As we know, robot.txt isn’t a foolproof way to guarantee that your page won’t be indexed, as Googlebots can still find a way to do so. If, however you add a noindex tag, Google will not be able to index this page irregardless of any other factors.
By definition, “noindex” simply tells the Googlebots not to index the page. This is a “meta” tag because when in use, it will be found in the HTML code of the web page, in the <head> section. Here is an example of what it would look like:
<!DOCTYPE html><html><head><meta name=”robots” content=”noindex” />(…)</head><body>(…)</body></html>
“Robots” refers to all user-agents.
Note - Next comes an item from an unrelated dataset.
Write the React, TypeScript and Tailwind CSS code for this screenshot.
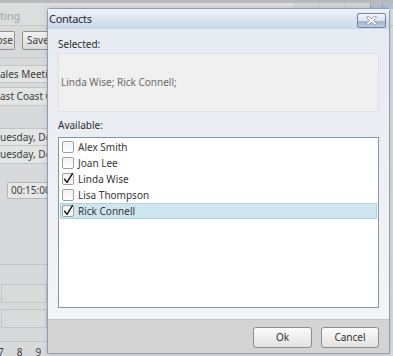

If you wanted to prevent a specific search engine from indexing your web page, you’d simply write their user-agent name in place of the “robots,” as seen below:
<!DOCTYPE html><html><head><strong><meta name=”googlebot” content=”noindex” /></strong>(…)</head><body>(…)</body></html>
In this case, the noindex tag would prevent the web page from being indexed in Google search, but would be indexed in Yahoo, for example.
It’s important to note however that if you are going to be using an noindex tag, make sure that the web page isn’t also disallowed in your robot.txt. This is because Googlebots have to have access to the web page in order to “read” the noindex tag in the HTML.
This will ensure that even if Googlebots find their way to your web page via a link from another website, it won’t be indexed.
KEY CHAPTER TAKEAWAYS
Web crawling and indexing are the first parts of the search engine process; Googlebots crawl web pages and then index any pages that they are, a) allowed to, based on your robots.txt or noindex directive, and b) they think are relevant and of good quality (for example, they might not index duplicate content).Having your website crawled is the first step in ensuring that your pages get indexed so that they can be ranked and found via the SERP. Make sure that you are providing Googlebots with a sitemap to make their job as easy as possible. By simply nudging them in the right direction, you’ll be able to optimize your crawl budget so that all the pages you want indexed will be crawled as priority.